▶ [Work to complete]
Repeat the material exactly from its first line to the line that includes "string; bold?: boolean". Skip pictures.
■ ■ ■ ■
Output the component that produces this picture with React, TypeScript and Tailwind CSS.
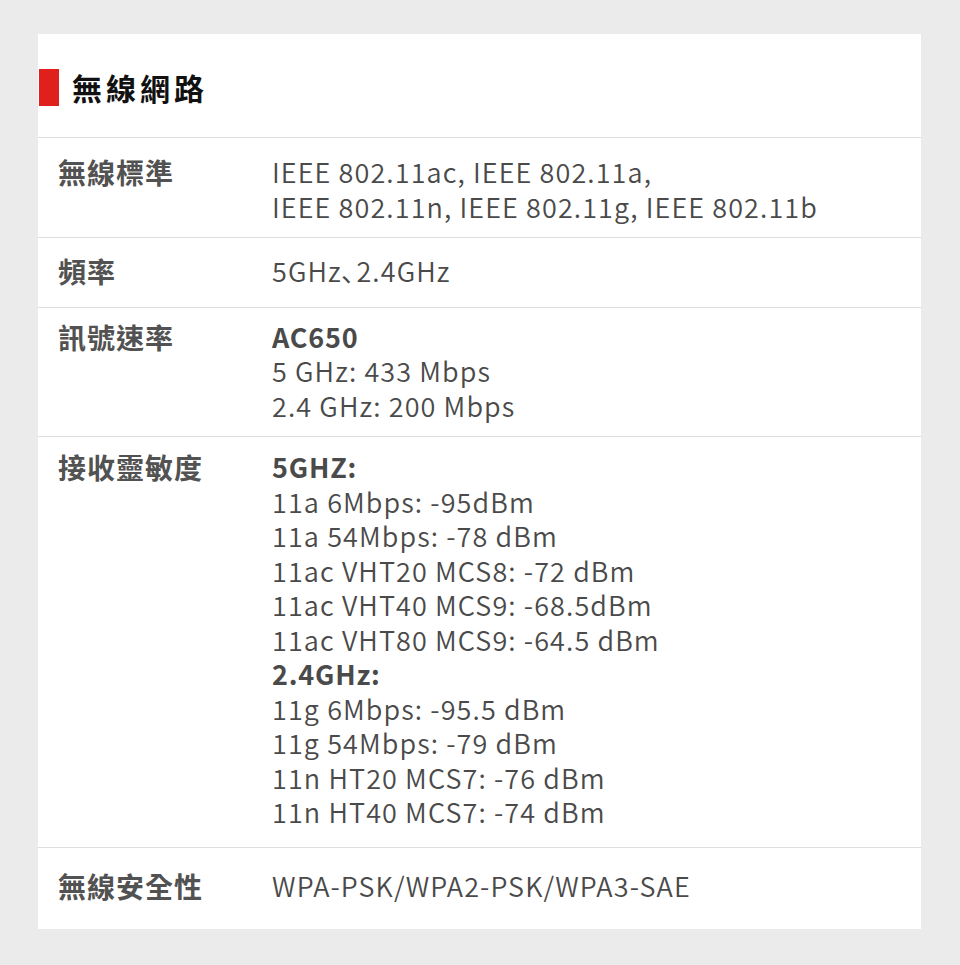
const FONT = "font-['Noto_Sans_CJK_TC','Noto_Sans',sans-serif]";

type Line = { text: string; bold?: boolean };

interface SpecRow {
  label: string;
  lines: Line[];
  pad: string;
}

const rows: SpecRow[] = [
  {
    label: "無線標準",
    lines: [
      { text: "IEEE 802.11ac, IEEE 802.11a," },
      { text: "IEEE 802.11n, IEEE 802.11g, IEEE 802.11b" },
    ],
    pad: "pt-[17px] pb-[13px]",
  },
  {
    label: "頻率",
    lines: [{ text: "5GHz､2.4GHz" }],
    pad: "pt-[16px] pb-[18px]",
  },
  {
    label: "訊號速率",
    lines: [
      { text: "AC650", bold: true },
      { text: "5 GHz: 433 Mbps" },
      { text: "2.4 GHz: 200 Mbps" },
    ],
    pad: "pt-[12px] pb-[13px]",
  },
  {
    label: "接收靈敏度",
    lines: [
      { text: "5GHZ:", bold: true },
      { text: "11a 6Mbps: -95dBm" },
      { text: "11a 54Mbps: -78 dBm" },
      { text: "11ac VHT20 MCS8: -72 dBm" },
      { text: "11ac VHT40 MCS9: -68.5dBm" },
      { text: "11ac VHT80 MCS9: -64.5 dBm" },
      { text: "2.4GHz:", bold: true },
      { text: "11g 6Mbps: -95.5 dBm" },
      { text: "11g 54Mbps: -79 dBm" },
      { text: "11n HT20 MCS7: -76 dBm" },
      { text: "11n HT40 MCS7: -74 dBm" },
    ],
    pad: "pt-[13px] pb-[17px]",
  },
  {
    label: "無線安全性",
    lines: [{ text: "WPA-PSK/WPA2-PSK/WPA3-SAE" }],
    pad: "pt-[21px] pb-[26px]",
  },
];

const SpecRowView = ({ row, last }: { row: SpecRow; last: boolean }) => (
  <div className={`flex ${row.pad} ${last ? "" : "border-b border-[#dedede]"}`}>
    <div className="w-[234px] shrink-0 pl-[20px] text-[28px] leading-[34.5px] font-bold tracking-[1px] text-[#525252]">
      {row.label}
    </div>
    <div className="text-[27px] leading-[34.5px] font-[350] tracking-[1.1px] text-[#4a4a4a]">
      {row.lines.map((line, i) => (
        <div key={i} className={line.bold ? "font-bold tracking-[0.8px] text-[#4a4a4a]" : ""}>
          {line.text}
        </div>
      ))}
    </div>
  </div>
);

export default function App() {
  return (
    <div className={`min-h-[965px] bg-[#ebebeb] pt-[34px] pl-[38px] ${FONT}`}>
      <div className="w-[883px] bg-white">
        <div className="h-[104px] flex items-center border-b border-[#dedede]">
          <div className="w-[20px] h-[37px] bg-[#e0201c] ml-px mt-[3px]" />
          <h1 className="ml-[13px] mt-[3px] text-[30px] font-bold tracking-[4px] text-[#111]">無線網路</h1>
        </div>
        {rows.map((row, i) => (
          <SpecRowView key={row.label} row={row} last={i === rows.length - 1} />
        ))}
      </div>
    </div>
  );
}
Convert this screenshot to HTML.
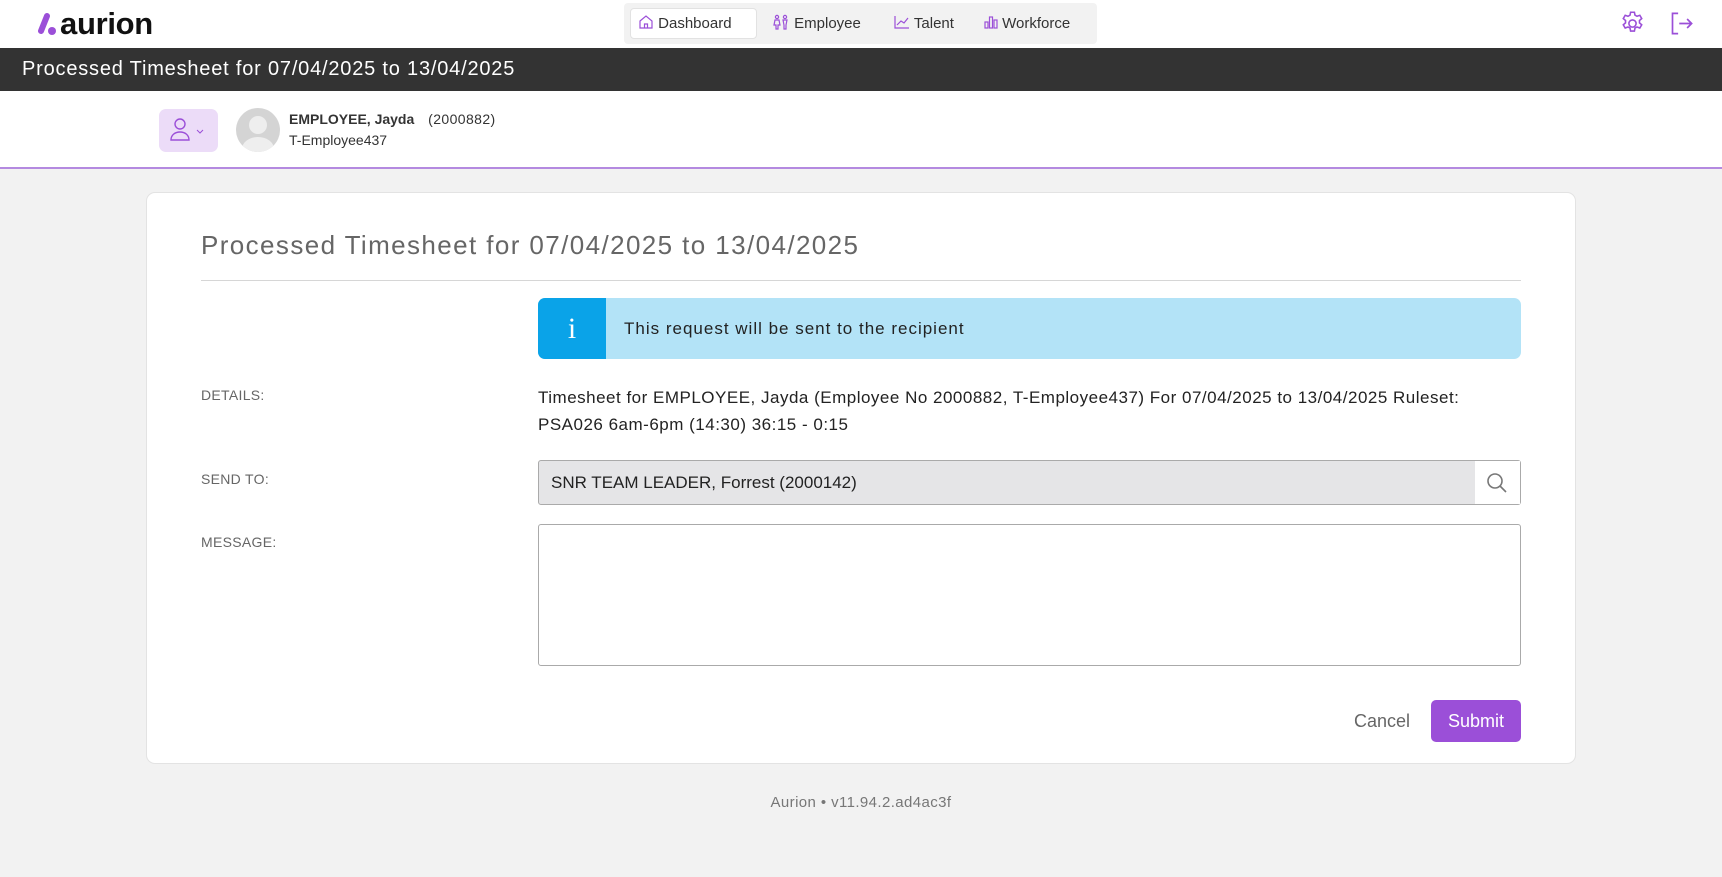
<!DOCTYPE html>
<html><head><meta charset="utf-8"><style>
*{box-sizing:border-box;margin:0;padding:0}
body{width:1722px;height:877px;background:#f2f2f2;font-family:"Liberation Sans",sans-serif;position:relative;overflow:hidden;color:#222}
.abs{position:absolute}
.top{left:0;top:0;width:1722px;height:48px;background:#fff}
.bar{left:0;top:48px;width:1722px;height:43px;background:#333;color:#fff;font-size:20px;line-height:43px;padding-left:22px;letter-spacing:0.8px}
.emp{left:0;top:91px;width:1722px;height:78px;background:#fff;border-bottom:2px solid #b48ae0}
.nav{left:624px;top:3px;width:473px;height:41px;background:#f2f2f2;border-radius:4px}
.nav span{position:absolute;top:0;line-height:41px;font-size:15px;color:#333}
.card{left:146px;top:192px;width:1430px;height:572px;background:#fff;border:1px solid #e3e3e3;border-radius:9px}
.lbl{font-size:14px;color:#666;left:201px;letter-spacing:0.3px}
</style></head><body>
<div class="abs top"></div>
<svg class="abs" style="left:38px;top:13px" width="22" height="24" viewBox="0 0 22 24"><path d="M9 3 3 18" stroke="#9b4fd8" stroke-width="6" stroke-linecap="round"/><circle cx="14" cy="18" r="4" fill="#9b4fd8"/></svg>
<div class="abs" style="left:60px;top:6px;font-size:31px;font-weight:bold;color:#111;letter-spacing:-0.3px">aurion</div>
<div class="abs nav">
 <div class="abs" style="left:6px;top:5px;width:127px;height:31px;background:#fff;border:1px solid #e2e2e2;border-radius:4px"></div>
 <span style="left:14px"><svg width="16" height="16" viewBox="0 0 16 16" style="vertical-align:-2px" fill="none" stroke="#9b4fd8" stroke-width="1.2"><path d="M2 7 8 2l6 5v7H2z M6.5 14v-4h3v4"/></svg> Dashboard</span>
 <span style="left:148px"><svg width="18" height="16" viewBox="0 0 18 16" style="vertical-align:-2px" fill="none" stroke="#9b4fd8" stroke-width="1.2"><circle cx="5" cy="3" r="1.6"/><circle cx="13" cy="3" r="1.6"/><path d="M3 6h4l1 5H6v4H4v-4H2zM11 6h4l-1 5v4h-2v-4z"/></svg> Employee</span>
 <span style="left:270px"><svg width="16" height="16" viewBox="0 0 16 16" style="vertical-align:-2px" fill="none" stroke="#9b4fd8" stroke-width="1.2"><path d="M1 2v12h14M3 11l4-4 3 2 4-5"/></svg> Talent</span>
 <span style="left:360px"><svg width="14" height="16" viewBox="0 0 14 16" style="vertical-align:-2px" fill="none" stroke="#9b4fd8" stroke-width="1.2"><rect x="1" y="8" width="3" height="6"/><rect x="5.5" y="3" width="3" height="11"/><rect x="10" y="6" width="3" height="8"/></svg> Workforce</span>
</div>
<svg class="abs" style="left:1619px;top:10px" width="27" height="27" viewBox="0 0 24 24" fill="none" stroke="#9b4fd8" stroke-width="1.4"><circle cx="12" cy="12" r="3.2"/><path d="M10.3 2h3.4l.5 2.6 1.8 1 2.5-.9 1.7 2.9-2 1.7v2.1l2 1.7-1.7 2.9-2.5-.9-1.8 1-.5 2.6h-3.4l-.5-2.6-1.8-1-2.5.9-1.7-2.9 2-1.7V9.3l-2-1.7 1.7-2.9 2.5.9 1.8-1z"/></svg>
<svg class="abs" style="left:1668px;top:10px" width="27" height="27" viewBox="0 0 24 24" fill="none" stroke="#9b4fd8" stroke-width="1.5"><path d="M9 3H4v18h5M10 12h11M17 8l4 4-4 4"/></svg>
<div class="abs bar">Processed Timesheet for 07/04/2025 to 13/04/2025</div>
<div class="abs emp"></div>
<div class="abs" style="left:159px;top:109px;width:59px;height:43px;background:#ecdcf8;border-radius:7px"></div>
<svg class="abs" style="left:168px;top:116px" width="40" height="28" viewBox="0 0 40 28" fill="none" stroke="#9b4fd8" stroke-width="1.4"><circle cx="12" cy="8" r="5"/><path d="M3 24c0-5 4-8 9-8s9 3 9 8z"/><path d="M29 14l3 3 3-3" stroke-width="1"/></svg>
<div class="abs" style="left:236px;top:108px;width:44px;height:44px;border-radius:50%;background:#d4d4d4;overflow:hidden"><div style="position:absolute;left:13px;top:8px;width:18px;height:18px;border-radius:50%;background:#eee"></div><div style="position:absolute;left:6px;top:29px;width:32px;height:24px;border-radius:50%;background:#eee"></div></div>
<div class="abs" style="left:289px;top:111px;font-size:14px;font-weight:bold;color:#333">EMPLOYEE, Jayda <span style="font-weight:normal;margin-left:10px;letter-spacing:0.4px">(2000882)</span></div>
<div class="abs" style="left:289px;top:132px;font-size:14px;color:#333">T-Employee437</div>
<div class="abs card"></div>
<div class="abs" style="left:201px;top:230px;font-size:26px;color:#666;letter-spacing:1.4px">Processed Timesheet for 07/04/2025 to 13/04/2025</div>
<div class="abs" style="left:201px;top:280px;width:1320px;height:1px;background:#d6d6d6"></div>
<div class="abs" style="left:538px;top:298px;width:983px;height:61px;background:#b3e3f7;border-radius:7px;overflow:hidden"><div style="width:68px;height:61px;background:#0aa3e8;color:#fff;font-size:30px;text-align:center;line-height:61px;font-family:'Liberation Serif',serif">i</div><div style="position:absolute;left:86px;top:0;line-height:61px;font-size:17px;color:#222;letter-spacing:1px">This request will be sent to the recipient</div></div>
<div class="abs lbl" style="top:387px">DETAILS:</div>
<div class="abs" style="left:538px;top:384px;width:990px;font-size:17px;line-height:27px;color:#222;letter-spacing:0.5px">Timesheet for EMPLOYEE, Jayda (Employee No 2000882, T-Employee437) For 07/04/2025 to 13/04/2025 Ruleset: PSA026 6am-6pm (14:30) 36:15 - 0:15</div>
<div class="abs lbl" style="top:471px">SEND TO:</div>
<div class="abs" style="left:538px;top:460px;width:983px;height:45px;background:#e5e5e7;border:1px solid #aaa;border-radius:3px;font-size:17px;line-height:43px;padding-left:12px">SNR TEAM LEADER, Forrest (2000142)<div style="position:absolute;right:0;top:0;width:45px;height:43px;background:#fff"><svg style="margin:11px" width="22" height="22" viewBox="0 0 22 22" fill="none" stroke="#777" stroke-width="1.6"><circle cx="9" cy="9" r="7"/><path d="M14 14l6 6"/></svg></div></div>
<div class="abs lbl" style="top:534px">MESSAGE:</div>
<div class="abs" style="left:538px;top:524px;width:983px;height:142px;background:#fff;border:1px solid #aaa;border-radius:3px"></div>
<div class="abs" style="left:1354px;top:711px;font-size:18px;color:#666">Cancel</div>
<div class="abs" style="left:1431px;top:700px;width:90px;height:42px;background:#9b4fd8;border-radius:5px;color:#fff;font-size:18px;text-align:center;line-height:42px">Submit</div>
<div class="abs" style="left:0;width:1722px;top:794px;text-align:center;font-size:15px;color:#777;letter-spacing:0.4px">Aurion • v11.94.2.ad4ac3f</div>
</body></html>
■ ■ ■ ■
▶ [Output for this exercise]
Output the component that produces this picture with React, TypeScript and Tailwind CSS.
const FONT = "font-['Noto_Sans_CJK_TC','Noto_Sans',sans-serif]";

type Line = { text: string; bold?: boolean };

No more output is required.